■ **WHAT NEEDS TO BE DONE**
All of the lines below are to be transcribed faithfully, with pictures excluded from the copy.

■ **THE INPUT**
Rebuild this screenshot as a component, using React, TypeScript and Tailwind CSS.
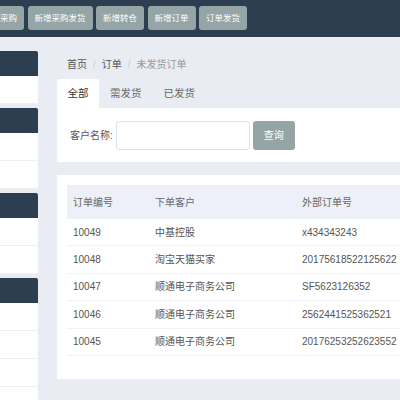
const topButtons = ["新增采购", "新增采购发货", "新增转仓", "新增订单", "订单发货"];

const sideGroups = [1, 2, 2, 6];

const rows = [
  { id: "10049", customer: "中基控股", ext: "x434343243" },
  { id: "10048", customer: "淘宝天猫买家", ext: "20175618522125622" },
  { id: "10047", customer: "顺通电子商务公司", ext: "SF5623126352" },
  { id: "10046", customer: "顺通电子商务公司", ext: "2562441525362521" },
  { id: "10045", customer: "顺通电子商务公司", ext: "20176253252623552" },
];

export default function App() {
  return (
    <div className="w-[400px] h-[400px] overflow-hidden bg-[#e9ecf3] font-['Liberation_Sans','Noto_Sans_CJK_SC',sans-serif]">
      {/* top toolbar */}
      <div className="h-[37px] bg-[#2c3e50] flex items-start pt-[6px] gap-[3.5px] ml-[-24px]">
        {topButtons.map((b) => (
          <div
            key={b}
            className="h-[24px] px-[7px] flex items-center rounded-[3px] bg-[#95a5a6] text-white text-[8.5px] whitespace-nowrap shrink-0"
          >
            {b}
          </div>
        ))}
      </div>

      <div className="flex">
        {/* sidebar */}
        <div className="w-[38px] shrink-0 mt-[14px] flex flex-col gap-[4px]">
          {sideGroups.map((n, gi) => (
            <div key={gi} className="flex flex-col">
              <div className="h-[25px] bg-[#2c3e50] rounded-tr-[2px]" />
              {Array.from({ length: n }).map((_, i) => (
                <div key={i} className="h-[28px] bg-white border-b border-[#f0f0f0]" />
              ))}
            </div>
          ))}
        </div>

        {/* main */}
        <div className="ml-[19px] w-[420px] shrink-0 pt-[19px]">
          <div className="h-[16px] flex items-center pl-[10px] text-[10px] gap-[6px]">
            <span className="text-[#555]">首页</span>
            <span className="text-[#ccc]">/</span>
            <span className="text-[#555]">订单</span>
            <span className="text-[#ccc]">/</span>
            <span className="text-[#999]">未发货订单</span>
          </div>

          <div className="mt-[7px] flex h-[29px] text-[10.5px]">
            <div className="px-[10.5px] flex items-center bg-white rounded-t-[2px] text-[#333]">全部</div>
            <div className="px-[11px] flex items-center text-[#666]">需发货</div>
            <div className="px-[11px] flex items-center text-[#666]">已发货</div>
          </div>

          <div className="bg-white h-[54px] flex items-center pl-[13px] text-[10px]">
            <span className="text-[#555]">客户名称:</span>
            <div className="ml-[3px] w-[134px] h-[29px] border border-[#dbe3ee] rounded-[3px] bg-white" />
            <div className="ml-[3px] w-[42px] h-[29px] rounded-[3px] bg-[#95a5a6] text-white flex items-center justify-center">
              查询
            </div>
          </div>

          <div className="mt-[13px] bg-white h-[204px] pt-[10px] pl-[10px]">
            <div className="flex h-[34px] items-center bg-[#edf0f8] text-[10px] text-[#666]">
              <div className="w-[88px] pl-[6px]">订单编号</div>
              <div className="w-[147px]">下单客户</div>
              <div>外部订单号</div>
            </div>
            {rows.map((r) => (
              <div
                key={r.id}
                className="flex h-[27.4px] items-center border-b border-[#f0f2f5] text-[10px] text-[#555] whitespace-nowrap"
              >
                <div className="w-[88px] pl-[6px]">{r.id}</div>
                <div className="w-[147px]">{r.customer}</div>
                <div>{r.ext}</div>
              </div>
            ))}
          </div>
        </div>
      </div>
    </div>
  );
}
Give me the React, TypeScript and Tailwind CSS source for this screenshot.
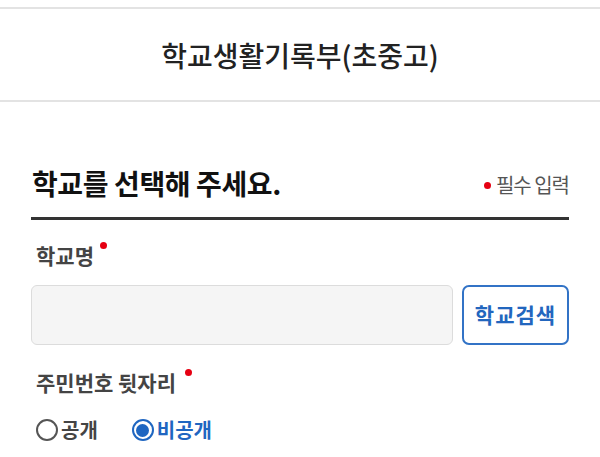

■ **ANSWER FOR THIS EXERCISE**
Rebuild this screenshot as a component, using React, TypeScript and Tailwind CSS.
const topButtons = ["新增采购", "新增采购发货", "新增转仓", "新增订单", "订单发货"];

const sideGroups = [1, 2, 2, 6];

const rows = [
  { id: "10049", customer: "中基控股", ext: "x434343243" },
  { id: "10048", customer: "淘宝天猫买家", ext: "20175618522125622" },
  { id: "10047", customer: "顺通电子商务公司", ext: "SF5623126352" },
  { id: "10046", customer: "顺通电子商务公司", ext: "2562441525362521" },
  { id: "10045", customer: "顺通电子商务公司", ext: "20176253252623552" },
];

export default function App() {
  return (
    <div className="w-[400px] h-[400px] overflow-hidden bg-[#e9ecf3] font-['Liberation_Sans','Noto_Sans_CJK_SC',sans-serif]">
      {/* top toolbar */}
      <div className="h-[37px] bg-[#2c3e50] flex items-start pt-[6px] gap-[3.5px] ml-[-24px]">
        {topButtons.map((b) => (
          <div
            key={b}
            className="h-[24px] px-[7px] flex items-center rounded-[3px] bg-[#95a5a6] text-white text-[8.5px] whitespace-nowrap shrink-0"
          >
            {b}
          </div>
        ))}
      </div>

      <div className="flex">
        {/* sidebar */}
        <div className="w-[38px] shrink-0 mt-[14px] flex flex-col gap-[4px]">
          {sideGroups.map((n, gi) => (
            <div key={gi} className="flex flex-col">
              <div className="h-[25px] bg-[#2c3e50] rounded-tr-[2px]" />
              {Array.from({ length: n }).map((_, i) => (
                <div key={i} className="h-[28px] bg-white border-b border-[#f0f0f0]" />
              ))}
            </div>
          ))}
        </div>

        {/* main */}
        <div className="ml-[19px] w-[420px] shrink-0 pt-[19px]">
          <div className="h-[16px] flex items-center pl-[10px] text-[10px] gap-[6px]">
            <span className="text-[#555]">首页</span>
            <span className="text-[#ccc]">/</span>
            <span className="text-[#555]">订单</span>
            <span className="text-[#ccc]">/</span>
            <span className="text-[#999]">未发货订单</span>
          </div>

          <div className="mt-[7px] flex h-[29px] text-[10.5px]">
            <div className="px-[10.5px] flex items-center bg-white rounded-t-[2px] text-[#333]">全部</div>
            <div className="px-[11px] flex items-center text-[#666]">需发货</div>
            <div className="px-[11px] flex items-center text-[#666]">已发货</div>
          </div>

          <div className="bg-white h-[54px] flex items-center pl-[13px] text-[10px]">
            <span className="text-[#555]">客户名称:</span>
            <div className="ml-[3px] w-[134px] h-[29px] border border-[#dbe3ee] rounded-[3px] bg-white" />
            <div className="ml-[3px] w-[42px] h-[29px] rounded-[3px] bg-[#95a5a6] text-white flex items-center justify-center">
              查询
            </div>
          </div>

          <div className="mt-[13px] bg-white h-[204px] pt-[10px] pl-[10px]">
            <div className="flex h-[34px] items-center bg-[#edf0f8] text-[10px] text-[#666]">
              <div className="w-[88px] pl-[6px]">订单编号</div>
              <div className="w-[147px]">下单客户</div>
              <div>外部订单号</div>
            </div>
            {rows.map((r) => (
              <div
                key={r.id}
                className="flex h-[27.4px] items-center border-b border-[#f0f2f5] text-[10px] text-[#555] whitespace-nowrap"
              >
                <div className="w-[88px] pl-[6px]">{r.id}</div>
                <div className="w-[147px]">{r.customer}</div>
                <div>{r.ext}</div>
              </div>
            ))}
          </div>
        </div>
      </div>
    </div>
  );
}
Give me the React, TypeScript and Tailwind CSS source for this screenshot.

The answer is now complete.